Effects of abrasive particles on the kinetic response and damage behavior of PDC cutters

Abstract

The intrusion of rock debris and sand into the PDC bits results in abrasive wear during geo-drilling. A comprehensive study of this wear mechanism is crucial for enhancing the performance and prolonging the service life of PDC cutters. In this study, a kinetic energy-controlled impact wear tester was utilized to systematically investigate the effects of abrasive type and size on the kinetic response and damage behavior of PDCs. The abrasive type had a significant influence on the impact force. The peak impact force decreased by 60.89 %, 72.44 %, and 80.89 % with corundum, quartz sand, and calcite abrasive particles, respectively. The abrasive size was also critical in affecting the dynamic response of PDC cutters.

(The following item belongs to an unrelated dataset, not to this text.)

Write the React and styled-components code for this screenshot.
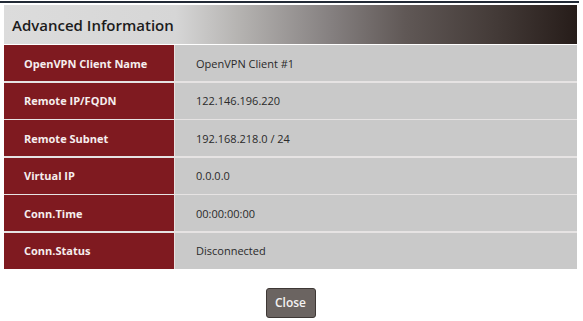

The peak impact force increased by 30.68 % with increasing corundum abrasive size, while the kinetic energy absorption rate decreased by 3.61 %. For quartz sand, the impact force initially rose with the abrasive size and then declined, whereas the kinetic energy absorption rate first decreased and subsequently increased. In contrast, as the calcite abrasive size increased, the peak impact force decreased by 49.41 %, while the energy absorption rate increased by 0.94 %. The PDC surface was damaged by impact and friction wear, primarily in the form of abrasive and adhesive wear. The damage form of PDC is a type of brittle fracture, which includes both intergranular and transcrystalline fractures. This work provides valuable primary research data to understand and optimize the performance of PDC cutters in complex wear environments.